Do Not Sell At Any Price: The Wild, Obsessive Hunt for the World's Rarest 78rpm Records
Paperback – June 9, 2015
Before MP3s, CDs, and cassette tapes, even before LPs or 45s, the world listened to music on fragile, 10-inch shellac discs that spun at 78 revolutions per minute. While vinyl has enjoyed a renaissance in recent years, rare and noteworthy 78rpm records are exponentially harder to come by. The most sought-after sides now command tens of thousands of dollars, when they’re found at all.

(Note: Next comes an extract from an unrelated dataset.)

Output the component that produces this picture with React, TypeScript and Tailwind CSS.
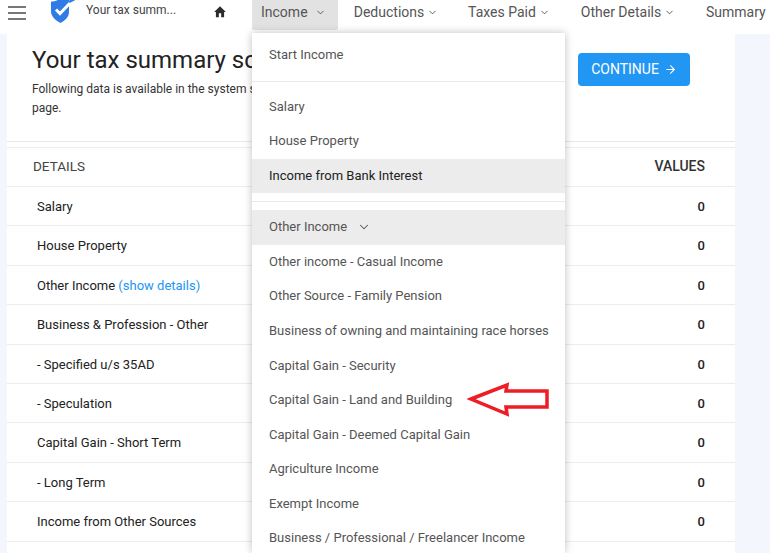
import { ChevronDown, ArrowRight } from "lucide-react";

const navItems = [
  { label: "Deductions", width: "w-[114px] pl-[2px]" },
  { label: "Taxes Paid", width: "w-[114px]" },
  { label: "Other Details", width: "w-[124px]" },
];

const rows = [
  "Salary",
  "House Property",
  "Other Income",
  "Business & Profession - Other",
  "- Specified u/s 35AD",
  "- Speculation",
  "Capital Gain - Short Term",
  "- Long Term",
  "Income from Other Sources",
  "",
];

const otherIncome = [
  "Other income - Casual Income",
  "Other Source - Family Pension",
  "Business of owning and maintaining race horses",
  "Capital Gain - Security",
  "Capital Gain - Land and Building",
  "Capital Gain - Deemed Capital Gain",
  "Agriculture Income",
  "Exempt Income",
  "Business / Professional / Freelancer Income",
];

function Logo() {
  return (
    <svg viewBox="0 0 26 26" className="h-[26px] w-[26px]" aria-hidden>
      <path
        d="M1 2.500 C5 2.500 9 1 12 -2 L19 0 L19 13 C19 18 15 21.500 10.500 24 C6 21.500 1 18 1 12 Z"
        fill="#2f7be8"
      />
      <path d="M6 10.500 L10 14.500 L20 4" fill="none" stroke="#ffffff" strokeWidth="3" />
      <path d="M19 3 L25 0" stroke="#2f7be8" strokeWidth="2.500" />
    </svg>
  );
}

function HomeIcon() {
  return (
    <svg viewBox="0 0 24 24" className="h-[14px] w-[14px]" fill="#2b2b2b" aria-hidden>
      <path d="M10 21v-7h4v7h5v-9h3L12 2 2 12h3v9z" />
    </svg>
  );
}

function Header() {
  return (
    <header className="flex h-[34px] items-start overflow-hidden bg-white text-[14px] text-[#555555]">
      <div className="mt-[6px] ml-[8px] flex w-[18px] flex-col gap-[4px]">
        <span className="h-[2px] bg-[#777777]" />
        <span className="h-[2px] bg-[#777777]" />
        <span className="h-[2px] bg-[#777777]" />
      </div>
      <div className="ml-[24px] -mt-[1px] h-[26px] w-[26px]">
        <Logo />
      </div>
      <span className="ml-[10px] mt-[1px] w-[110px] text-[12px] leading-[18px] whitespace-nowrap text-[#444444]">
        Your tax summ...
      </span>
      <div className="ml-[17px] mt-[5px]">
        <HomeIcon />
      </div>
      <div className="ml-[25px] flex h-[30px] w-[86px] items-center gap-[7px] rounded-b-[2px] bg-[#e2e2e2] pb-[5px] pl-[9px]">
        Income
        <ChevronDown size={11} strokeWidth={2} />
      </div>
      {navItems.map((item) => (
        <div
          key={item.label}
          className={`flex h-[25px] items-center justify-center gap-[3px] whitespace-nowrap ${item.width}`}
        >
          {item.label}
          <ChevronDown size={11} strokeWidth={2} />
        </div>
      ))}
      <div className="ml-[16px] flex h-[25px] items-center whitespace-nowrap">Summary</div>
    </header>
  );
}

function SummaryCard() {
  return (
    <section className="ml-[7px] h-[519px] w-[728px] overflow-hidden bg-white text-[#212529]">
      <div className="flex h-[108px] justify-between border-b border-[#e8e8e8] pr-[45px] pl-[25px]">
        <div className="w-[520px] pt-[10px]">
          <h1 className="overflow-hidden text-[24px] leading-[32px] whitespace-nowrap text-[#222222]">
            Your tax summary screen
          </h1>
          <p className="mt-[4px] text-[12px] leading-[19px] text-[#333333]">
            Following data is available in the system so far, please check all the details on this
            <br />
            page.
          </p>
        </div>
        <button className="mt-[19px] flex h-[33px] w-[112px] items-center justify-center gap-[5px] rounded-[4px] bg-[#2196f3] text-[14px] text-white">
          CONTINUE
          <ArrowRight size={13} strokeWidth={2} />
        </button>
      </div>
      <div className="mt-[5px] flex h-[40px] items-center justify-between border-y border-[#ececec] pr-[30px] pl-[26px]">
        <span className="pb-[2px] text-[13.500px] text-[#444444]">DETAILS</span>
        <span className="pb-[2px] text-[14px] font-medium text-[#333333]">VALUES</span>
      </div>
      {rows.map((row) => (
        <div
          key={row}
          className="flex h-[39.4px] items-center justify-between border-b border-[#ececec] pt-[1px] pr-[30px] pl-[30px] text-[13px] text-[#222222]"
        >
          <span>
            {row}
            {row === "Other Income" && <span className="text-[#2196f3]"> (show details)</span>}
          </span>
          {row && <span className="font-medium">0</span>}
        </div>
      ))}
    </section>
  );
}

function MenuItem({ label }: { label: string }) {
  return (
    <div className="flex h-[34.6px] items-center pb-[2px] pl-[17px] whitespace-nowrap">{label}</div>
  );
}

function IncomeMenu() {
  return (
    <nav className="absolute top-[33px] left-[252px] h-[520px] w-[313px] overflow-hidden bg-white text-[13px] text-[#555555] shadow-[0_0_8px_rgba(0,0,0,0.25)]">
      <div className="flex h-[49px] items-center border-b border-[#e8e8e8] pb-[5px] pl-[17px]">
        Start Income
      </div>
      <div className="h-[7px]" />
      <div className="flex h-[34.6px] items-center pl-[17px]">Salary</div>
      <div className="flex h-[34.6px] items-center pl-[17px]">House Property</div>
      <div className="mt-[1px] flex h-[34px] items-center bg-[#ececec] pl-[17px] text-[#222222]">
        Income from Bank Interest
      </div>
      <div className="h-[9px] border-b border-[#e8e8e8]" />
      <div className="h-[8px]" />
      <div className="flex h-[35px] items-center gap-[10px] bg-[#ececec] pb-[2px] pl-[17px]">
        Other Income
        <ChevronDown size={14} strokeWidth={1.75} />
      </div>
      {otherIncome.map((item) => (
        <MenuItem key={item} label={item} />
      ))}
    </nav>
  );
}

function RedArrow() {
  return (
    <svg
      viewBox="0 0 84 38"
      className="absolute top-[381px] left-[467px] h-[38px] w-[84px]"
      aria-hidden
    >
      <path
        d="M4 18 L40 4 L39 10 L80 10 L80 26 L39 26 L40 33 Z"
        fill="none"
        stroke="#ee1c25"
        strokeWidth="3.500"
      />
    </svg>
  );
}

export default function App() {
  return (
    <div
      className="relative h-[553px] w-[770px] overflow-hidden bg-[#f3f6fc]"
      style={{ fontFamily: "Roboto, Arial, sans-serif" }}
    >
      <Header />
      <SummaryCard />
      <IncomeMenu />
      <RedArrow />
    </div>
  );
}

Do Not Sell at Any Price is the untold story of a fixated coterie of record collectors working to ensure those songs aren’t lost forever. Music critic and author Amanda Petrusich considers the particular world of the 78—from its heyday to its near extinction—and examines how a cabal of competitive, quirky individuals have been frantically lining their shelves with some of the rarest records in the world. Besides the mania of collecting, Petrusich also explores the history of the lost backwoods blues artists from the 1920s and 30s whose work has barely survived and introduces the oddball fraternity of men—including Joe Bussard, Chris King, John Tefteller, and others—who are helping to save and digitize the blues, country, jazz, and gospel records that ultimately gave seed to the rock, pop, and hip-hop we hear today.
From Thomas Edison to Jack White, Do Not Sell at Any Price is an untold, intriguing story of the evolution of the recording formats that have changed the ways we listen to (and create) music. “Whether you’re already a 78 aficionado, a casual record collector, a crate-digger, or just someone…who enjoys listening to music, you’re going to love this book” (Slate).
About the Author
Amanda Petrusich is the author of It Still Moves: Lost Songs, Lost Highways, and the Search for the Next American Music and Pink Moon, an installment in Continuum/Bloomsbury’s acclaimed 33 1/3 series. Her writing has appeared in The New Yorker, The New York Times, The New York Times Magazine, The Atlantic, Pitchfork, Spin, and The Oxford American, where she is a contributing editor. In 2016, she was named one of the 100 most influential people in Brooklyn culture by Brooklyn Magazine. She holds an M.F.A. from Columbia University, and has received fellowships from the Guggenheim Foundation, the New York Foundation for the Humanities and the MacDowell Colony. An assistant professor in the writing program at NYU’s Gallatin School of Individualized Study, she teaches advanced courses on criticism and musical subcultures. She lives in Brooklyn.